Start
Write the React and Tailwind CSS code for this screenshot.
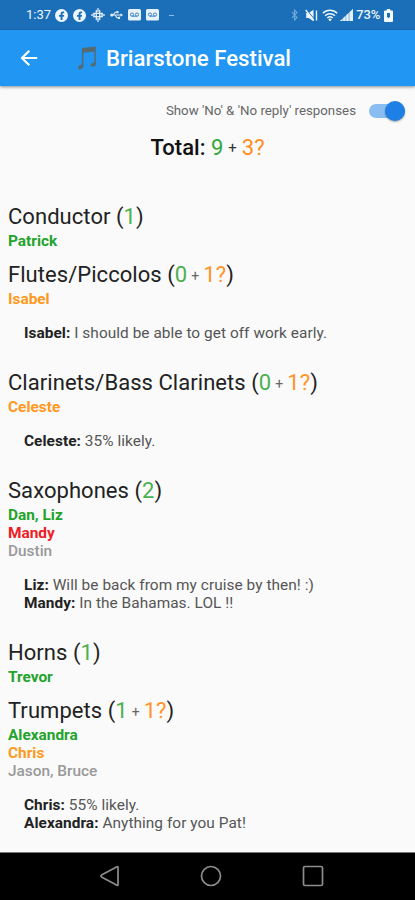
import React, { useState } from 'react';

const sections = [
  { name: 'Conductor', yes: 1, going: 'Patrick' },
  {
    name: 'Flutes/Piccolos',
    yes: 0,
    maybe: 1,
    unsure: 'Isabel',
    notes: [{ from: 'Isabel', text: 'I should be able to get off work early.' }],
  },
  {
    name: 'Clarinets/Bass Clarinets',
    yes: 0,
    maybe: 1,
    unsure: 'Celeste',
    notes: [{ from: 'Celeste', text: '35% likely.' }],
  },
  {
    name: 'Saxophones',
    yes: 2,
    going: 'Dan, Liz',
    declined: 'Mandy',
    noReply: 'Dustin',
    notes: [
      { from: 'Liz', text: 'Will be back from my cruise by then! :)' },
      { from: 'Mandy', text: 'In the Bahamas. LOL !!' },
    ],
  },
  { name: 'Horns', yes: 1, going: 'Trevor' },
  {
    name: 'Trumpets',
    yes: 1,
    maybe: 1,
    going: 'Alexandra',
    unsure: 'Chris',
    noReply: 'Jason, Bruce',
    notes: [
      { from: 'Chris', text: '55% likely.' },
      { from: 'Alexandra', text: 'Anything for you Pat!' },
    ],
  },
];

const FacebookIcon = () => (
  <svg className="w-[13px] h-[13px]" viewBox="0 0 13 13">
    <circle cx="6.5" cy="6.5" r="6.5" fill="#eef6fc" />
    <path d="M5.6 11V7.700H4V6h1.6V4.900c0-1.600 1-2.300 2.400-2.300h1.1V4.200H8.300c-.6 0-.8.3-.8.8V6h1.6l-.3 1.700H7.5V11z" fill="#1b6fb8" />
  </svg>
);

const CrosshairIcon = () => (
  <svg className="w-[14px] h-[14px]" viewBox="0 0 14 14" fill="none" stroke="#e3effa" strokeWidth="1.300" strokeLinecap="round">
    <path d="M5.300 2.500v9M8.700 2.500v9M2.500 5.300h9M2.500 8.700h9" />
    <path d="M7 .6v3M7 10.400v3M.6 7h3M10.400 7h3" />
  </svg>
);

const UsbIcon = () => (
  <svg className="w-[13px] h-[10px]" viewBox="0 0 13 10" fill="none" stroke="#e3effa" strokeWidth="1.1">
    <path d="M1.5 5H11M3.2 5l2-2.8H7M5 5l2 2.8h1.8" />
    <circle cx="1.8" cy="5" r="1.6" fill="#e3effa" stroke="none" />
    <path d="M10.5 3.2L13 5l-2.5 1.8zM6.5 1h2v2.2h-2zM8 6.8h2V9H8z" fill="#e3effa" stroke="none" />
  </svg>
);

const VoicemailIcon = () => (
  <svg className="w-[13px] h-[12px]" viewBox="0 0 13 12">
    <rect width="13" height="11.5" rx="1.6" fill="#e8f2fb" />
    <g fill="none" stroke="#3d84c2" strokeWidth="1">
      <circle cx="4" cy="5.6" r="1.6" />
      <circle cx="9" cy="5.6" r="1.6" />
      <path d="M4 7.2h5" />
    </g>
  </svg>
);

const BluetoothIcon = () => (
  <svg className="w-[7px] h-[12px]" viewBox="0 0 7 12" fill="none" stroke="#6fa9dc" strokeWidth="1.1">
    <path d="M1 3.2l5 5.3L3.5 11V1L6 3.5 1 8.8" />
  </svg>
);

const MuteIcon = () => (
  <svg className="w-[13px] h-[13px]" viewBox="0 0 13 13">
    <path d="M1.2 4h2.500L8.500.8v11.400L3.700 9H1.200z" fill="#edf5fc" />
    <path d="M2 1.200l7 8.500" stroke="#1b6fb8" strokeWidth="1" />
    <path d="M.7 1l8 10.400M11.500 1.500v10" stroke="#edf5fc" strokeWidth="1.300" />
  </svg>
);

const WifiIcon = () => (
  <svg className="w-[16px] h-[13px]" viewBox="0 0 16 13" fill="none" stroke="#edf5fc" strokeWidth="1.5">
    <path d="M.8 4.2c4-4 10.400-4 14.400 0M3 6.800c2.900-2.700 7.100-2.700 10 0M5.300 9c1.600-1.400 3.800-1.400 5.400 0" />
    <path d="M6.200 10.200L8 12.600l1.800-2.400c-1-.8-2.600-.8-3.600 0z" fill="#edf5fc" stroke="none" />
  </svg>
);

const SignalIcon = () => (
  <svg className="w-[13px] h-[12px]" viewBox="0 0 13 12">
    <path d="M0 12L13 0v12z" fill="#9dc3e6" />
    <path d="M0 12l2.200-2V12zM3.200 12V9l2-1.800V12zM6.400 12V6l2-1.800V12zM9.800 12V3L13 0v12z" fill="#e3effa" />
  </svg>
);

const BatteryIcon = () => (
  <svg className="w-[9px] h-[13px]" viewBox="0 0 9 13">
    <path d="M2.800 0h3.400v1.500H8a1 1 0 011 1V12a1 1 0 01-1 1H1a1 1 0 01-1-1V2.500a1 1 0 011-1h1.800z" fill="#f4f9fd" />
    <path d="M3 4h3v3.500L4.500 9.500 3 7.500z" fill="#1b6fb8" />
  </svg>
);

const NoteIcon = () => (
  <svg className="w-[20px] h-[24px]" viewBox="0 0 20 24" fill="#556b74">
    <path d="M4.900 2L18.800.6v18h-1.500V5.500L6.400 6.800v14H4.900z" />
    <ellipse cx="3.700" cy="21" rx="2.700" ry="2" transform="rotate(-20 3.700 21)" />
    <ellipse cx="16.200" cy="18.700" rx="2.600" ry="2" transform="rotate(-20 16.200 18.700)" />
  </svg>
);

const StatusBar = () => (
  <div className="h-[30px] bg-[#1b6fb8] flex items-center justify-between pl-[26px] pr-[22px] text-[#edf5fc] text-[13px]">
    <div className="flex items-center gap-[5px]">
      <span className="w-[24px] whitespace-nowrap">1:37</span>
      <FacebookIcon />
      <FacebookIcon />
      <CrosshairIcon />
      <UsbIcon />
      <VoicemailIcon />
      <VoicemailIcon />
      <span className="ml-[5px] w-[5px] h-px bg-[#8fbce3]" />
    </div>
    <div className="flex items-center">
      <BluetoothIcon />
      <span className="ml-[7px]"><MuteIcon /></span>
      <span className="ml-[4px]"><WifiIcon /></span>
      <span className="ml-[2px]"><SignalIcon /></span>
      <span className="ml-[3px] mr-[4px] tracking-[-0.2px] font-medium">73%</span>
      <BatteryIcon />
    </div>
  </div>
);

const AppBar = () => (
  <div className="h-[56px] bg-[#2196f3] flex items-center pl-[20px] text-white shadow-[0_1px_3px_rgba(0,0,0,0.45)]">
    <svg className="w-[18px] h-[18px]" viewBox="0 0 18 18" fill="none" stroke="currentColor" strokeWidth="2.100">
      <path d="M17.200 9H2.500M9.300 1.700L2 9l7.300 7.300" />
    </svg>
    <div className="ml-[39px]"><NoteIcon /></div>
    <h1 className="ml-[9px] text-[22.200px] leading-[26px] pb-px font-medium whitespace-nowrap">Briarstone Festival</h1>
  </div>
);

const Section = ({ section }) => (
  <div className="mb-[9px]">
    <h2 className="h-[31px] leading-[31px] text-[22px] tracking-[0.050px] whitespace-nowrap">
      {section.name} (<span className="text-[#4caf50]">{section.yes}</span>
      {section.maybe && (
        <>
          <span className="inline-block mx-[4px] pb-[3px] leading-none align-[1px] text-[14px] text-[#666]">+</span>
          <span className="text-[#ff9428]">{section.maybe}?</span>
        </>
      )}
      )
    </h2>
    <div className="text-[15.400px] leading-[18px]">
      {section.going && <p className="font-bold text-[#22a32b]">{section.going}</p>}
      {section.unsure && <p className="font-bold text-[#ff9820]">{section.unsure}</p>}
      {section.declined && <p className="font-bold text-[#ee1c25]">{section.declined}</p>}
      {section.noReply && <p className="font-medium text-[#999]">{section.noReply}</p>}
    </div>
    {section.notes && (
      <div className="px-4 py-4 text-[15.400px] tracking-[0.050px] leading-[18px] text-[#555]">
        {section.notes.map((note) => (
          <p key={note.from} className="whitespace-nowrap">
            <b className="font-bold text-[#222]">{note.from}:</b> {note.text}
          </p>
        ))}
      </div>
    )}
  </div>
);

const NavBar = () => (
  <div className="h-[48px] shrink-0 bg-black border-t border-[#777] flex items-center gap-[80px] pl-[98px] pb-px">
    <svg className="w-[22px] h-[22px]" viewBox="0 0 22 22" fill="none" stroke="#8c8c8c" strokeWidth="1.700" strokeLinejoin="round">
      <path d="M20 2.300v17.400q0 1-1 .5L3.500 11.900q-1.200-.9 0-1.800L19 1.800q1-.5 1 .5z" />
    </svg>
    <svg className="w-[22px] h-[22px]" viewBox="0 0 22 22" fill="none" stroke="#8c8c8c" strokeWidth="1.700">
      <circle cx="11" cy="11" r="9.500" />
    </svg>
    <svg className="w-[22px] h-[22px]" viewBox="0 0 22 22" fill="none" stroke="#8c8c8c" strokeWidth="1.700">
      <rect x="1.500" y="1.500" width="19" height="19" rx="1.500" />
    </svg>
  </div>
);

const App = () => {
  const [showAll, setShowAll] = useState(true);

  return (
    <div className="w-full h-screen flex flex-col bg-[#fafafa] font-[Roboto,sans-serif] text-[#222] overflow-hidden">
      <StatusBar />
      <AppBar />
      <main className="flex-1 min-h-0 overflow-hidden">
        <div className="h-[49px] flex items-center justify-end gap-[13px] pr-[10px] text-[13.300px] text-[#666]">
          <span className="whitespace-nowrap">Show 'No' &amp; 'No reply' responses</span>
          <button
            type="button"
            onClick={() => setShowAll(!showAll)}
            className={`w-[36px] h-[14px] rounded-full flex items-center ${showAll ? 'bg-[#8abef2] justify-end' : 'bg-gray-300 justify-start'}`}
          >
            <span className="w-[20px] h-[20px] shrink-0 rounded-full bg-[#1e80e4] shadow-[0_1px_2px_rgba(0,0,0,0.35)]" />
          </button>
        </div>
        <div className="h-[66px] text-center text-[22px] leading-[26px] text-[#111]">
          <span className="font-medium">Total: </span>
          <span className="text-[#2fa838]">9</span>
          <span className="mx-[5px] text-[15px] align-[2px] leading-none text-[#333]">+</span>
          <span className="text-[#ff8c1f]">3?</span>
        </div>
        <div className="px-2">
          {sections.map((section) => (
            <Section key={section.name} section={section} />
          ))}
        </div>
      </main>
      <NavBar />
    </div>
  );
};

export default App;
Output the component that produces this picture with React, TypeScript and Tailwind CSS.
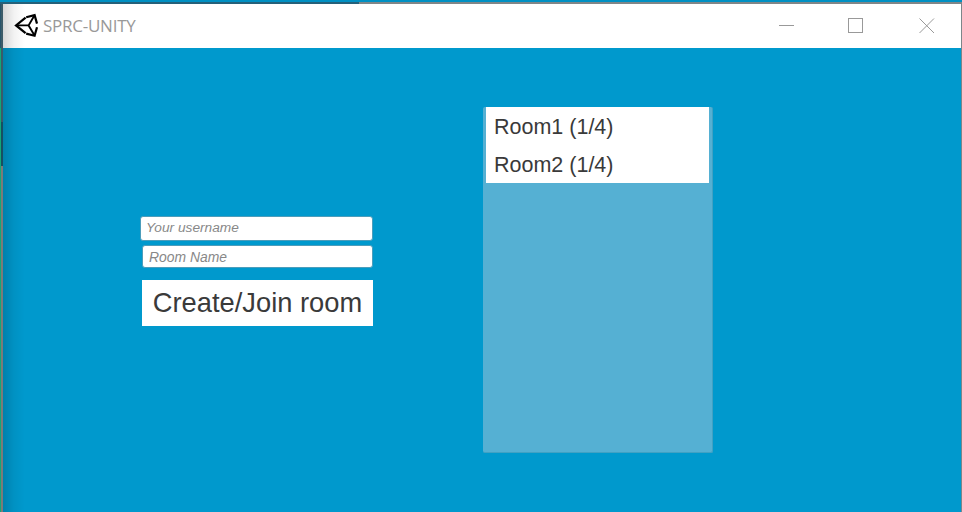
End
TASK GOAL - Lines of the material that contain the word "this" are to be gathered.

WRITTEN RESPONSE -
Write the React and Tailwind CSS code for this screenshot.
Output the component that produces this picture with React, TypeScript and Tailwind CSS.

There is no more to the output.